I want to give a HUGE round of thanks to Stuart Winter, who builds and maintains Slackwarearm. Without his efforts, Porteus-ARM would not have even gotten off the ground!

As I look towards the future, I have a couple of big "To-Do's". The largest thing looming on my radar at this point is that my userland is based on, and is binary-compatible with the armv5te architecture. This is the default for Slackwarearm 14.0, and allows slackwarearm to be run on older devices, but does not include support for "hard float" and "thumb-2" instructions, which improve performance (greatly, in some areas). To make it brief, hard float was added with armv6 (Rasberry Pi is armv6), and thumb-2 was added for armv7 (most of the modern android devices, such as the Tegra 2,3,4 and OMAP 3,4,5 devices are armv7). There's a spin of debian tailored for the raspberry pi ("raspbian") that is armv6 compliant, and there is also a armhf (hard float -- armv7 compatible) flavor of debian as well.

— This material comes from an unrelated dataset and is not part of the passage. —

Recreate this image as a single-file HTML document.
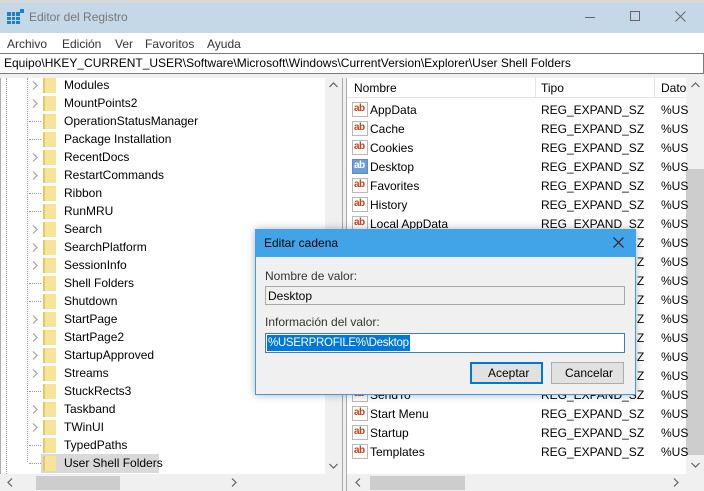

I've poked around a little bit, and haven't found any Slackware ports for hard float.

As such, I'm at a decision point where I need to decide to stick with armv5 (with a performance loss on most machines that will render it worse than debian :bad: :bad: performance-wise) or attempt to rebase much of slackwarearm for armv6 (to pick up raspberry pi) or armv7 (forget about pi's and focus on machines with more horsepower). Needless to say, recompiling the entire system and all of the software that would go into a module repository on an ARM device is going to be a lot of work (additional patching and tweaking of compiler flags will likely be necessary here and there in the userland).

So, if any of you have found a hard-float Slackware repo out there, or if you have some experience with armv5 software versus armv6/armv7 and you'd like to weigh in to help me decide how to proceed, I'd surely appreciate it!